§ **EXERCISE**
Both boundary lines count: repeat, exactly and alone, the lines from the one containing "Rebuild this screenshot" to the one containing "const [region, setRegion]", with pictures left out.

[Pages as source code]
— START —
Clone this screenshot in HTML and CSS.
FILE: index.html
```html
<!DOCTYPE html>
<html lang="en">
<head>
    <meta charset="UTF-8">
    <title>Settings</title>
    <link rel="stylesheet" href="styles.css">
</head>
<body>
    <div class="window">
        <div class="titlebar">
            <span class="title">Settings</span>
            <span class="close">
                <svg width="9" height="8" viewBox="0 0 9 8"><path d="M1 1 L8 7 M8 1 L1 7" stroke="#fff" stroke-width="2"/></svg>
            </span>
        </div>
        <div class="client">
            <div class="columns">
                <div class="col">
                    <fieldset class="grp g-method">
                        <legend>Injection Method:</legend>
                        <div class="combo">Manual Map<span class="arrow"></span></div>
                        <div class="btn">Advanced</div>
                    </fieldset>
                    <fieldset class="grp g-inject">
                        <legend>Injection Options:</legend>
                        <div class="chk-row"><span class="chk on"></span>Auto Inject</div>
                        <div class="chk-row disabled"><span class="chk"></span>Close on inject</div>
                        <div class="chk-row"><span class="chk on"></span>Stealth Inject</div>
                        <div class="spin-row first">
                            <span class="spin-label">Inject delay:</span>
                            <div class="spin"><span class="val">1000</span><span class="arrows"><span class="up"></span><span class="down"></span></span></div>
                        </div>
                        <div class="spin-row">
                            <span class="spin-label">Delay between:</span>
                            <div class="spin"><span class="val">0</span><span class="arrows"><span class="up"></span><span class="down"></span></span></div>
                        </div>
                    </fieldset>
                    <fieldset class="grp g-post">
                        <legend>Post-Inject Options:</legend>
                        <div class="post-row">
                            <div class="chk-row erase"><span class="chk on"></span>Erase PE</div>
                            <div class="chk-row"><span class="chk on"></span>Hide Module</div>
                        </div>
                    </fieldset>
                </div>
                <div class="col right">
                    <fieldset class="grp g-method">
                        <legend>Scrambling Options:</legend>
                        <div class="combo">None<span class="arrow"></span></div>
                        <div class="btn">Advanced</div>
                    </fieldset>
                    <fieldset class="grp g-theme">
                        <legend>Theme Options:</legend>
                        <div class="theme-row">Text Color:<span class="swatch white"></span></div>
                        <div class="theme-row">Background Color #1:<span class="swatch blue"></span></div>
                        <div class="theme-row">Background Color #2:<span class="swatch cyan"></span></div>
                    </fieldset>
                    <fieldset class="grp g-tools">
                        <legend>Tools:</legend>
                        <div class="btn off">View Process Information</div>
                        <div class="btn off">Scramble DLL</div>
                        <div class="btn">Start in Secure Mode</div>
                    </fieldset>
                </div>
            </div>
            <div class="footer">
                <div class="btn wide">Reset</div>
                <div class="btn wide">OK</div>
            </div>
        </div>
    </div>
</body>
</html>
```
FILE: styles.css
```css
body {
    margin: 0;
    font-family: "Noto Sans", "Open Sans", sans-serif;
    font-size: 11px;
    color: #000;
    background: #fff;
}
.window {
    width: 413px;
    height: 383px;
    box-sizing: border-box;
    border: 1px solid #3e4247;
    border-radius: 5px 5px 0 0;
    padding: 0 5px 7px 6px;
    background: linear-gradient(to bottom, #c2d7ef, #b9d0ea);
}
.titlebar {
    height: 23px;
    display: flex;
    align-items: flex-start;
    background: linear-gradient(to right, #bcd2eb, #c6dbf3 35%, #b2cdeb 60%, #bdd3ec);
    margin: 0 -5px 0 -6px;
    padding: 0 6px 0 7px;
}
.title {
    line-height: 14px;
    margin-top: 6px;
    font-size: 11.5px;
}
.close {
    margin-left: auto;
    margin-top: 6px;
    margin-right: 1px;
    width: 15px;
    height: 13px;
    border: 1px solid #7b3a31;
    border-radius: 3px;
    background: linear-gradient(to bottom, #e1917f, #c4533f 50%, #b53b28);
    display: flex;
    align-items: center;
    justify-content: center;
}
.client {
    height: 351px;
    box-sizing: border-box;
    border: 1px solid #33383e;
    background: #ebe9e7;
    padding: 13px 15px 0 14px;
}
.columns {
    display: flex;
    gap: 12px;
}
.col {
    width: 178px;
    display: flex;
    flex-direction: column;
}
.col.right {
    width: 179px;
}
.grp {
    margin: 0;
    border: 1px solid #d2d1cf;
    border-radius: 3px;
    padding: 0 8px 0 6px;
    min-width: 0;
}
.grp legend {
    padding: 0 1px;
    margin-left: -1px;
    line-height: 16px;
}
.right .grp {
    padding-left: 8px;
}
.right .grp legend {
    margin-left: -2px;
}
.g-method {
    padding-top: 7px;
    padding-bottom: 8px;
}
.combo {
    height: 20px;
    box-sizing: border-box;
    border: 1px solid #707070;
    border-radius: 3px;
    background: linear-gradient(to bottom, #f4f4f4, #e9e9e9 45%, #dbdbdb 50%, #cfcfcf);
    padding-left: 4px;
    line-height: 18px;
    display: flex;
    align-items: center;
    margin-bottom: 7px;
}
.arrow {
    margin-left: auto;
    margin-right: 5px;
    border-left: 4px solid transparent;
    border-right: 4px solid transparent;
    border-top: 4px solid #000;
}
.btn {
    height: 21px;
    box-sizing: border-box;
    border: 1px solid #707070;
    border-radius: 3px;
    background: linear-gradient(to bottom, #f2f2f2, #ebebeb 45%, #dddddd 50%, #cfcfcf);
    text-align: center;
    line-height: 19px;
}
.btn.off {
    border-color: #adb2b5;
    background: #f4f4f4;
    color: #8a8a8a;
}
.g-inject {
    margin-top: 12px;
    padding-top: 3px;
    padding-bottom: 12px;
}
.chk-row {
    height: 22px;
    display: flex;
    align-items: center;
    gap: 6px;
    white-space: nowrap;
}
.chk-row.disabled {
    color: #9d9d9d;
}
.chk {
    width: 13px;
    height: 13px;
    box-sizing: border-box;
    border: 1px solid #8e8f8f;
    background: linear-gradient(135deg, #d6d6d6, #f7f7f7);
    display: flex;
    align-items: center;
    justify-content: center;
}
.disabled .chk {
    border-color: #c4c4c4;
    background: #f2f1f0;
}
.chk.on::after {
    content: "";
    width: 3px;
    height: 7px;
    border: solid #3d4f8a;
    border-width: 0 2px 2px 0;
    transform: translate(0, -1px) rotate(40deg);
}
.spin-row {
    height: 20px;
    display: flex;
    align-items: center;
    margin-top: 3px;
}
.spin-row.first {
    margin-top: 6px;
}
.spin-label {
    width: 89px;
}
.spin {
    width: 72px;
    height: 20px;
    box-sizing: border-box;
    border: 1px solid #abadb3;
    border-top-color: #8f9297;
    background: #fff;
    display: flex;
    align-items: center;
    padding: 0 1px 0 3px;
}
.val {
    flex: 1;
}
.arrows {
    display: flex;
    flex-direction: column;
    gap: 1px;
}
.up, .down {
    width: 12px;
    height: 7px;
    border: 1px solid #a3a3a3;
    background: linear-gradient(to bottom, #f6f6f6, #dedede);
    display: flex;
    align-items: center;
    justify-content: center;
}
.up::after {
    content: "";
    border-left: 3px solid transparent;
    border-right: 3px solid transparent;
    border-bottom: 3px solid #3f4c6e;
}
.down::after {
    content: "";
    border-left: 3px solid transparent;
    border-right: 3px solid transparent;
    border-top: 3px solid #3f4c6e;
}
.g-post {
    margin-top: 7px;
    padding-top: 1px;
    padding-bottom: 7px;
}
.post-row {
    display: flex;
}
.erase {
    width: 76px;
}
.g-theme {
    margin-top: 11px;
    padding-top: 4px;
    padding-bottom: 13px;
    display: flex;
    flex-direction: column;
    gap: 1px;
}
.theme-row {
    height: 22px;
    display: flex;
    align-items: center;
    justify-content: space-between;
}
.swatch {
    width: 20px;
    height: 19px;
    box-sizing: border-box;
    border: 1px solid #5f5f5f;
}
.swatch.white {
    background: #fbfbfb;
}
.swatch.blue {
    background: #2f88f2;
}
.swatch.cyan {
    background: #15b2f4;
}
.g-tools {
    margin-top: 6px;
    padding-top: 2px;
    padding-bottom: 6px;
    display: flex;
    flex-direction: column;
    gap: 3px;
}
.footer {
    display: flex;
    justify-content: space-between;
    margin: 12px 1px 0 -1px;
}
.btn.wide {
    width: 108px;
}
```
— END —
— START —
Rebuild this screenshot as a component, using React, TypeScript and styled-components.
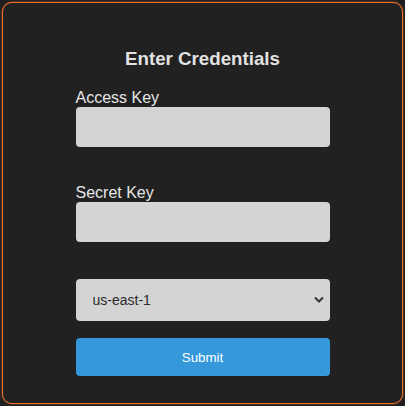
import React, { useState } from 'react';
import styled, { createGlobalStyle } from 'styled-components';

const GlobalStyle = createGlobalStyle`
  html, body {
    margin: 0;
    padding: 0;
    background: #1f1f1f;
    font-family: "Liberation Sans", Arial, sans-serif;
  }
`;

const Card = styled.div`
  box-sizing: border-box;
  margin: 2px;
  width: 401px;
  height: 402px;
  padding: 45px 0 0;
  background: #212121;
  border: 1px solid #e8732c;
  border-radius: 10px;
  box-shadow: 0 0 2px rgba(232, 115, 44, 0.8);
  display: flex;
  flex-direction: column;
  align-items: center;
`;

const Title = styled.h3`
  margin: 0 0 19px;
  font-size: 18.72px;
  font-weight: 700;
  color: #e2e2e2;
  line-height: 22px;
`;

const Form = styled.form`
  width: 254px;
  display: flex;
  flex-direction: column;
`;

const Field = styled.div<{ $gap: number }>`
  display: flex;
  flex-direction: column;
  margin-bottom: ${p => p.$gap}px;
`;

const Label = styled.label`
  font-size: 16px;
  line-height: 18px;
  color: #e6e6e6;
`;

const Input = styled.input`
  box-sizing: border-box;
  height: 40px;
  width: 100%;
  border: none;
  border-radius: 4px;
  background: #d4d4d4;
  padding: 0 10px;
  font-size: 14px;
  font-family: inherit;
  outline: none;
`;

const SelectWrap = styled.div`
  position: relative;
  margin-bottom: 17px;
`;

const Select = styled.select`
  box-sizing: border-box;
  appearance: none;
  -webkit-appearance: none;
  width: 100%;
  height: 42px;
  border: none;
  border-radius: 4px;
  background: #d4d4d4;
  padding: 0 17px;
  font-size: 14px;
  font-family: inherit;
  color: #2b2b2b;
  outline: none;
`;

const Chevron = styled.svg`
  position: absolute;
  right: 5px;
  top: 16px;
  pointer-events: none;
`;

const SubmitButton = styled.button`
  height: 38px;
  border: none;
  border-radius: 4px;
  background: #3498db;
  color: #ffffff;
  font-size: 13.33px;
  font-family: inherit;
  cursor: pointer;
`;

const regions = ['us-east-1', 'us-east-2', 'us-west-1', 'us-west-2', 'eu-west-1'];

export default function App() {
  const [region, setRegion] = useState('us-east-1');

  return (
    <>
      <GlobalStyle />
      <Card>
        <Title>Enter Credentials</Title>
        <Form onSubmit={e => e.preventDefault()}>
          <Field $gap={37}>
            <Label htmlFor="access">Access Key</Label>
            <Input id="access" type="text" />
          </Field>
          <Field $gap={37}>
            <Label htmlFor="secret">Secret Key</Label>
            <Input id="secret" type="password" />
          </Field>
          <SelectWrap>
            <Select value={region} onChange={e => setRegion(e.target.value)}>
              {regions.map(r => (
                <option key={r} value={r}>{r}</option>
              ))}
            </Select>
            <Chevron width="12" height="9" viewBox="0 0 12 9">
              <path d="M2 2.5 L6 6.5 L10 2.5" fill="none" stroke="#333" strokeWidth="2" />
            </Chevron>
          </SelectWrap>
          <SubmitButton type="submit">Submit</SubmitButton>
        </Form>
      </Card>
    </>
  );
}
— END —
§ **TASK ANSWER**
Rebuild this screenshot as a component, using React, TypeScript and styled-components.
import React, { useState } from 'react';
import styled, { createGlobalStyle } from 'styled-components';

const GlobalStyle = createGlobalStyle`
  html, body {
    margin: 0;
    padding: 0;
    background: #1f1f1f;
    font-family: "Liberation Sans", Arial, sans-serif;
  }
`;

const Card = styled.div`
  box-sizing: border-box;
  margin: 2px;
  width: 401px;
  height: 402px;
  padding: 45px 0 0;
  background: #212121;
  border: 1px solid #e8732c;
  border-radius: 10px;
  box-shadow: 0 0 2px rgba(232, 115, 44, 0.8);
  display: flex;
  flex-direction: column;
  align-items: center;
`;

const Title = styled.h3`
  margin: 0 0 19px;
  font-size: 18.72px;
  font-weight: 700;
  color: #e2e2e2;
  line-height: 22px;
`;

const Form = styled.form`
  width: 254px;
  display: flex;
  flex-direction: column;
`;

const Field = styled.div<{ $gap: number }>`
  display: flex;
  flex-direction: column;
  margin-bottom: ${p => p.$gap}px;
`;

const Label = styled.label`
  font-size: 16px;
  line-height: 18px;
  color: #e6e6e6;
`;

const Input = styled.input`
  box-sizing: border-box;
  height: 40px;
  width: 100%;
  border: none;
  border-radius: 4px;
  background: #d4d4d4;
  padding: 0 10px;
  font-size: 14px;
  font-family: inherit;
  outline: none;
`;

const SelectWrap = styled.div`
  position: relative;
  margin-bottom: 17px;
`;

const Select = styled.select`
  box-sizing: border-box;
  appearance: none;
  -webkit-appearance: none;
  width: 100%;
  height: 42px;
  border: none;
  border-radius: 4px;
  background: #d4d4d4;
  padding: 0 17px;
  font-size: 14px;
  font-family: inherit;
  color: #2b2b2b;
  outline: none;
`;

const Chevron = styled.svg`
  position: absolute;
  right: 5px;
  top: 16px;
  pointer-events: none;
`;

const SubmitButton = styled.button`
  height: 38px;
  border: none;
  border-radius: 4px;
  background: #3498db;
  color: #ffffff;
  font-size: 13.33px;
  font-family: inherit;
  cursor: pointer;
`;

const regions = ['us-east-1', 'us-east-2', 'us-west-1', 'us-west-2', 'eu-west-1'];

export default function App() {
  const [region, setRegion] = useState('us-east-1');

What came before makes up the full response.